A female Nigerian politician badly beaten by a local MP is standing by the publication of a revealing photograph showing her injuries in a hospital bed.
Habiba Garba supports the publication of her picture
Habiba Garba told the BBC she wanted people to see the reality of violence against women in northern Nigeria.
But Kano State authorities say they have received complaints the picture breaks Muslim rules about nudity.
Labaran Abdu Madari, who beat Mrs Garba in front of witnesses and police last week, is in jail and yet to be charged.
Kano is one of 12 mainly Muslim northern states to have implemented Sharia law since Nigeria's return to civil rule in 1999.
The BBC's Mustafa Muhammad in Kano says the state-owned Triumph newspaper, which published the picture showing Mrs Garba's injuries, has a very small circulation and few people in Kano have heard about the incident.
But he says the editor of the paper may come under some pressure from government to resign for publishing it.
"I want to show the people of the world what that man did to me," she told the BBC from her hospital bed in Kano city on Wednesday.

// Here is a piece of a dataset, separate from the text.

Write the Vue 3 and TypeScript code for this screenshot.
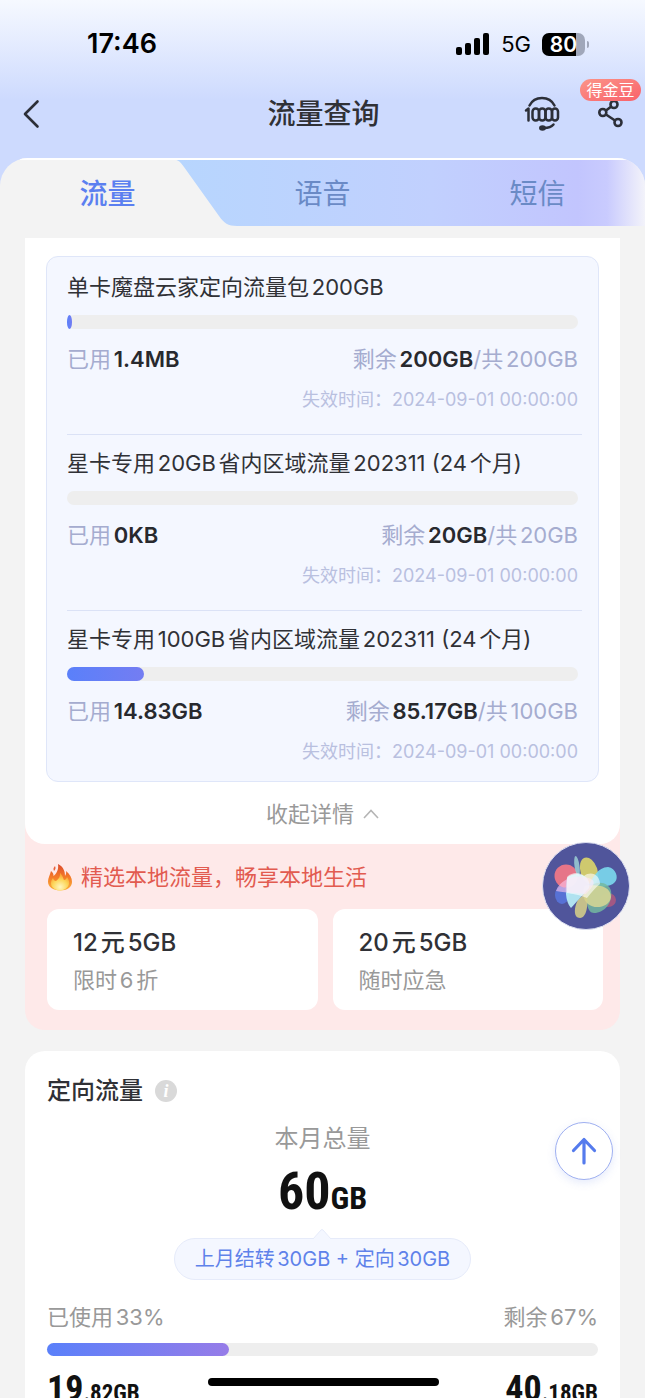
<script setup lang="ts">
interface DataPackage {
  name: string
  used: string
  left: string
  total: string
  expires: string
  percent: number
}

interface Offer {
  title: string
  note: string
}

const packages: DataPackage[] = [
  { name: '单卡魔盘云家定向流量包200GB', used: '1.4MB', left: '200GB', total: '200GB', expires: '2024-09-01 00:00:00', percent: 1 },
  { name: '星卡专用20GB省内区域流量202311 (24个月)', used: '0KB', left: '20GB', total: '20GB', expires: '2024-09-01 00:00:00', percent: 0 },
  { name: '星卡专用100GB省内区域流量202311 (24个月)', used: '14.83GB', left: '85.17GB', total: '100GB', expires: '2024-09-01 00:00:00', percent: 15 },
]

const offers: Offer[] = [
  { title: '12元5GB', note: '限时6折' },
  { title: '20元5GB', note: '随时应急' },
]
</script>

<template>
  <div class="app">
    <div class="status">
      <span class="clock">17:46</span>
      <div class="status-right">
        <svg class="signal" viewBox="0 0 34 22" aria-hidden="true">
          <rect x="0" y="14" width="6" height="8" rx="2" />
          <rect x="9" y="10" width="6" height="12" rx="2" />
          <rect x="18" y="5" width="6" height="17" rx="2" />
          <rect x="27" y="0" width="6" height="22" rx="2" />
        </svg>
        <span class="network">5G</span>
        <span class="battery"><span class="battery-level">80</span></span>
      </div>
    </div>

    <header class="nav">
      <button class="icon-btn back" aria-label="返回">
        <svg width="18" height="30" viewBox="0 0 18 30"><path d="M15.500 2.500 3 15l12.500 12.500" fill="none" stroke="#2c2f38" stroke-width="2.600" stroke-linecap="round" stroke-linejoin="round" /></svg>
      </button>
      <h1>流量查询</h1>
      <div class="nav-actions">
        <button class="icon-btn" aria-label="客服">
          <svg width="36" height="36" viewBox="0 0 36 36" fill="none" stroke="#2c2f38" stroke-width="2.500" stroke-linecap="round" stroke-linejoin="round">
            <path d="M5.500 9.500C8 4.500 12.500 2 18 2S28 4.500 30.500 9.500" />
            <path d="M2 14.500 4.500 12.500V24.500" />
            <rect x="8.500" y="12.500" width="6.500" height="12" rx="3.200" />
            <rect x="15" y="12.500" width="6.500" height="12" rx="3.200" />
            <rect x="21.500" y="12.500" width="6.500" height="12" rx="3.200" />
            <rect x="28" y="12.500" width="6" height="12" rx="3" />
            <path d="M29.500 28.500C27 31.500 23.500 32 20 32" />
            <ellipse cx="18.500" cy="32" rx="2.200" ry="1.500" fill="#2c2f38" />
          </svg>
        </button>
        <button class="icon-btn share" aria-label="分享">
          <svg width="28" height="28" viewBox="0 0 28 28" fill="none" stroke="#2c2f38" stroke-width="2.600">
            <path d="M9 10.500 14.300 6.500M9 14.500 18 20.500" />
            <circle cx="17" cy="4.500" r="3.500" />
            <circle cx="5.800" cy="12.500" r="3.500" />
            <circle cx="21" cy="22.500" r="3.500" />
          </svg>
          <span class="badge">得金豆</span>
        </button>
      </div>
    </header>

    <main class="sheet">
      <nav class="tabs">
        <svg class="tabs-bg" viewBox="0 0 645 68" preserveAspectRatio="none" aria-hidden="true">
          <defs>
            <linearGradient id="tabFill" x1="0" x2="1" y1="0" y2="0">
              <stop offset="0" stop-color="#b7d6fe" />
              <stop offset=".55" stop-color="#c1d0fe" />
              <stop offset=".86" stop-color="#c2c5fe" />
              <stop offset=".92" stop-color="#c9cbfe" />
              <stop offset="1" stop-color="#f3f3fa" />
            </linearGradient>
          </defs>
          <path d="M170 1C177 1 180 3 184 9L219 58C224 65 228 68 237 68H645V1Z" fill="url(#tabFill)" />
          <path d="M20 1H645" stroke="#fff" stroke-width="2" />
        </svg>
        <button class="tab active">流量</button>
        <button class="tab">语音</button>
        <button class="tab">短信</button>
      </nav>

      <section class="card details">
        <ul class="packages">
          <li v-for="p in packages" :key="p.name" class="package">
            <h2>{{ p.name }}</h2>
            <div class="track">
              <div v-if="p.percent" class="fill" :class="{ tiny: p.percent < 2 }" :style="{ width: p.percent + '%' }"></div>
            </div>
            <div class="usage">
              <span>已用<b>{{ p.used }}</b></span>
              <span>剩余<b>{{ p.left }}</b>/共{{ p.total }}</span>
            </div>
            <p class="expires">失效时间：{{ p.expires }}</p>
          </li>
        </ul>
        <button class="collapse">
          收起详情
          <svg width="16" height="10" viewBox="0 0 16 10"><path d="M1 9 8 1.500 15 9" fill="none" stroke="#b5b5b5" stroke-width="1.600" /></svg>
        </button>
      </section>

      <section class="promo">
        <h2>
          <svg width="26" height="28" viewBox="0 0 26 28" aria-hidden="true">
            <defs>
              <linearGradient id="flame" x1="0" x2="0" y1="0" y2="1">
                <stop offset="0" stop-color="#dc4a2d" />
                <stop offset=".5" stop-color="#f47b28" />
                <stop offset="1" stop-color="#fbb33c" />
              </linearGradient>
              <radialGradient id="flameCore" cx=".5" cy=".8" r=".7">
                <stop offset="0" stop-color="#fff6c0" />
                <stop offset=".6" stop-color="#fcd65a" />
                <stop offset="1" stop-color="#f9a235" />
              </radialGradient>
            </defs>
            <path d="M11 1C17 4 18 9 18 13C19 11.500 19.500 10 19 8C23 11 25 15 25 19C25 24 20 27.500 13 27.500S1 24 1 18.500C1 15 3 12 4 8C6 9.500 6.500 11 6.500 13C9 11 12 7 11 1Z" fill="url(#flame)" />
            <path d="M8 3C6.500 4.500 6 6 7 8C8.500 6.500 9 5 8 3Z" fill="#e9603a" />
            <path d="M13 10C16 13 16 15 17 17C18.500 17 19.500 16 20 14C22 17 22.500 19 22 21C21 25 17 27.500 13 27.500S4.500 25 4 21C3.800 18 5 16 6 15C6.500 17 7.500 18 9 18C12 16 13.500 13 13 10Z" fill="url(#flameCore)" />
          </svg>
          精选本地流量，畅享本地生活
        </h2>
        <div class="offers">
          <button v-for="o in offers" :key="o.title" class="offer">
            <strong>{{ o.title }}</strong>
            <span>{{ o.note }}</span>
          </button>
        </div>
      </section>

      <section class="card directed">
        <div class="directed-head">
          <h2>定向流量</h2>
          <button class="info" aria-label="说明">i</button>
        </div>
        <p class="caption">本月总量</p>
        <p class="total">60<small>GB</small></p>
        <p class="bubble">
          <svg width="18" height="10" viewBox="0 0 18 10" aria-hidden="true"><path d="M0 10 8 1Q9 0 10 1L18 10" fill="#f4f7ff" stroke="#e6ebfa" /></svg>
          上月结转30GB + 定向30GB
        </p>
        <div class="shares"><span>已使用33%</span><span>剩余67%</span></div>
        <div class="track large"><div class="fill wide" :style="{ width: '33%' }"></div></div>
        <div class="amounts">
          <span>19<small>.82GB</small></span>
          <span>40<small>.18GB</small></span>
        </div>
      </section>
    </main>

    <button class="orb" aria-label="活动">
      <svg viewBox="0 0 88 88">
        <circle cx="44" cy="44" r="43.500" fill="#50559b" stroke="#dcdff0" />
        <ellipse cx="20" cy="53" rx="7" ry="9" fill="#5874dc" opacity=".9" />
        <circle cx="24" cy="34" r="11.500" fill="#ee7787" opacity=".95" />
        <ellipse cx="66" cy="58" rx="8" ry="7" fill="#b0597f" opacity=".85" />
        <ellipse cx="35" cy="24" rx="2.500" ry="10" fill="#9cd0d4" opacity=".85" transform="rotate(-8 35 24)" />
        <ellipse cx="47" cy="29" rx="8.500" ry="14" fill="#ddd669" opacity=".9" transform="rotate(-18 47 29)" />
        <path d="M45 47C50 36 56 25 66 25C74 26 77 36 73 40C68 46 56 44 45 47Z" fill="#7bd7ed" opacity=".92" />
        <path d="M45 47C54 37 67 40 69 49C71 61 62 71 52 71C45 71 44 60 45 47Z" fill="#73b9a0" opacity=".85" />
        <path d="M43 44C53 42 69 43 69 55C68 65 53 68 46 62C41 58 40 51 43 44Z" fill="#ded994" opacity=".8" />
        <path d="M44 50C47 60 45 76 38 76C31 76 32 65 36 58Z" fill="#d8d288" opacity=".85" />
        <path d="M25 36C32 28 50 32 47 46L29 66C23 60 23 45 25 36Z" fill="#baf2fa" opacity=".9" />
        <path d="M14 49C18 38 31 33 42 35C53 37 56 40 44 52C37 51 26 51 14 49Z" fill="#fbc4ec" opacity=".6" />
        <path d="M25 35C31 29 39 31 42 34C50 28 58 34 58 42C53 46 50 50 45 56C36 52 30 52 25 51Z" fill="#fff" opacity=".6" />
      </svg>
    </button>
    <button class="to-top" aria-label="回到顶部">
      <svg width="26" height="28" viewBox="0 0 26 28"><path d="M13 26V3M2.500 13.500 13 2.500l10.500 11" fill="none" stroke="#557bed" stroke-width="3.200" stroke-linecap="round" stroke-linejoin="round" /></svg>
    </button>
    <div class="home-bar"></div>
  </div>
</template>

<style>
body {
  margin: 0;
  background: #f3f3f3;
}
</style>

<style scoped>
.app {
  position: relative;
  height: 100vh;
  overflow: hidden;
  background: linear-gradient(#f6f9ff 0, #cddafe 100px, #cddafe 200px, #f3f3f3 200px);
  color: #303136;
  font-family: Inter, "Noto Sans CJK SC", sans-serif;
  font-size: 22px;
  line-height: 30px;
  text-autospace: normal;
}
h1, h2, p, ul {
  margin: 0;
  padding: 0;
  font-weight: 400;
  font-size: inherit;
}
ul { list-style: none; }
button {
  margin: 0;
  padding: 0;
  border: 0;
  background: none;
  color: inherit;
  font: inherit;
  text-autospace: inherit;
  cursor: pointer;
}
svg { display: block; }

.status {
  display: flex;
  justify-content: space-between;
  align-items: center;
  height: 88px;
  padding: 0 60px 0 87px;
  color: #000;
}
.clock { font-size: 27px; font-weight: 600; }
.status-right { display: flex; align-items: center; gap: 11px; }
.signal { width: 34px; height: 22px; }
.network { font-size: 22px; }
.battery {
  position: relative;
  width: 43px;
  height: 23px;
  border-radius: 7px;
  background: linear-gradient(90deg, #000 80%, #a0a7ba 80%);
}
.battery::after {
  content: "";
  position: absolute;
  top: 8px;
  right: -4px;
  width: 2px;
  height: 7px;
  border-radius: 0 2px 2px 0;
  background: #a0a7ba;
}
.battery-level {
  display: block;
  color: #fff;
  font-size: 21px;
  font-weight: 600;
  line-height: 23px;
  text-align: center;
}

.nav {
  display: grid;
  grid-template-columns: 1fr auto 1fr;
  align-items: center;
  height: 52px;
  padding: 0 20px 18px 22px;
}
.nav h1 { font-size: 28px; font-weight: 500; line-height: 40px; }
.icon-btn { position: relative; }
.back { justify-self: start; }
.nav-actions { display: flex; justify-content: flex-end; align-items: center; gap: 37px; }
.badge {
  position: absolute;
  top: -21px;
  right: -16px;
  width: 61px;
  border-radius: 11px;
  background: linear-gradient(160deg, #fb9488, #f9626b);
  color: #fff;
  font-size: 16px;
  line-height: 22px;
}

.sheet {
  border-radius: 28px 28px 0 0;
  background: #f3f3f3;
  overflow: hidden;
}
.tabs {
  position: relative;
  display: grid;
  grid-template-columns: repeat(3, 1fr);
  height: 68px;
  margin-bottom: 12px;
}
.tabs-bg { position: absolute; inset: 0; width: 100%; height: 100%; }
.tab {
  position: relative;
  padding-top: 4px;
  color: #6a8ac6;
  font-size: 28px;
  line-height: 40px;
}
.tab.active { color: #5b7ff0; font-weight: 500; }

.card { margin: 0 25px; background: #fff; }
.details {
  position: relative;
  padding: 18px 21px 15px;
  border-radius: 0 0 20px 20px;
}
.packages {
  padding: 2px 16px 0 20px;
  border: 1px solid #dfe6f9;
  border-radius: 12px;
  background: #f4f7ff;
}
.package { padding: 13px 4px 19px 0; border-bottom: 1px solid #dbe2f6; }
.package:last-child { padding-bottom: 14px; border-bottom: 0; }
.track { height: 14px; margin-top: 13px; border-radius: 7px; background: #eee; }
.fill { height: 100%; border-radius: 7px; background: linear-gradient(90deg, #5a80fa, #747df2); }
.fill.tiny { border-radius: 50%; }
.usage { display: flex; justify-content: space-between; margin-top: 15px; color: #a5accf; }
.usage b { color: #28292e; font-weight: 600; }
.expires { margin-top: 11px; color: #b9c0df; font-size: 18px; text-align: right; }
.collapse {
  display: flex;
  justify-content: center;
  align-items: center;
  gap: 9px;
  width: 100%;
  margin-top: 17px;
  color: #999;
}

.promo {
  margin: -20px 25px 0;
  padding: 38px 17px 20px 22px;
  border-radius: 0 0 20px 20px;
  background: #fee9e9;
}
.promo h2 { display: flex; align-items: center; gap: 8px; color: #e25b50; }
.offers { display: grid; grid-template-columns: 1fr 1fr; gap: 15px; margin-top: 17px; }
.offer {
  display: flex;
  flex-direction: column;
  gap: 7px;
  padding: 19px 26px 15px;
  border-radius: 12px;
  background: #fff;
  text-align: left;
}
.offer strong { font-size: 24px; font-weight: 500; }
.offer span { color: #999; }

.directed { margin-top: 21px; padding: 25px 22px; border-radius: 20px; }
.directed-head { display: flex; align-items: center; gap: 12px; }
.directed h2 { font-size: 24px; font-weight: 500; }
.info {
  width: 22px;
  height: 22px;
  border-radius: 50%;
  background: #d9d9d9;
  color: #fff;
  font: italic bold 18px/22px "Liberation Serif", serif;
}
.caption { margin-top: 18px; color: #999; font-size: 24px; text-align: center; }
.total {
  margin-top: 12px;
  color: #111;
  font: 700 52px/52px "Roboto Condensed", "Liberation Sans Narrow", Roboto, sans-serif;
  text-align: center;
}
.total small { font-size: 32px; }
.bubble {
  position: relative;
  width: fit-content;
  margin: 14px auto 0;
  padding: 5px 20px;
  border: 1px solid #e6ebfa;
  border-radius: 22px;
  background: #f4f7ff;
  color: #5f82ea;
  font-size: 20px;
}
.bubble svg { position: absolute; top: -10px; left: 50%; margin-left: -9px; }
.shares { display: flex; justify-content: space-between; margin-top: 22px; color: #999; }
.track.large { height: 13px; margin-top: 11px; }
.fill.wide { background: linear-gradient(90deg, #5a80fa, #967ce8); }
.amounts {
  display: flex;
  justify-content: space-between;
  margin-top: 15px;
  color: #111;
  font: 700 36px/36px "Roboto Condensed", "Liberation Sans Narrow", Roboto, sans-serif;
}
.amounts small { font-size: 23px; }

.orb { position: fixed; right: 15px; bottom: 468px; width: 88px; height: 88px; }
.to-top {
  position: fixed;
  right: 32px;
  bottom: 218px;
  display: grid;
  place-items: center;
  width: 58px;
  height: 58px;
  border: 1px solid #9eaff0;
  border-radius: 50%;
  background: #fff;
  box-shadow: 0 3px 8px rgba(90, 120, 230, 0.15);
}
.home-bar {
  position: fixed;
  bottom: 12px;
  left: 50%;
  width: 231px;
  height: 8px;
  margin-left: -115px;
  border-radius: 4px;
  background: #000;
}
</style>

Mrs Garba, a women's leader in the All Nigeria People's Party (ANPP), alleged Mr Madari, a Kano State lawmaker for the People's Democratic Party, mounted a campaign of harassment against her.
She said that he paid youths to follow and heckle her after she switched political parties from the PDP.
They called her a "prostitute" and physically threatened her, she said.
Last week, she went to the police, who arrested one of the youths.
The politician heard about the arrest and came down to the police station where eyewitnesses told the BBC that he savagely beat Mrs Garba.
Mr Madari was arrested. He has not been granted bail and will appear in court to be charged early next month.
On Monday, the Triumph published the picture of Mrs Garba's injuries showing the area just under her armpit and the scars on her torso.
"A women's rights group came to the government to complain that her rights had been infringed by the publication," said Sule Yau Sule, spokesman for the state government.
The picture shows part of her naked torso, and as publishing nudity is forbidden under Sharia law it violates rights to privacy.
The government says it will investigate whether her consent was sought by the paper.
"If her rights have not been infringed we will drop it," Mr Sule said.
Mrs Garba had to have a blood clot removed from her abdomen, the Triumph reported.
"This attack is barbaric, animalistic," the paper quoted ANPP secretary Alhaji Rabi'u Bako as saying.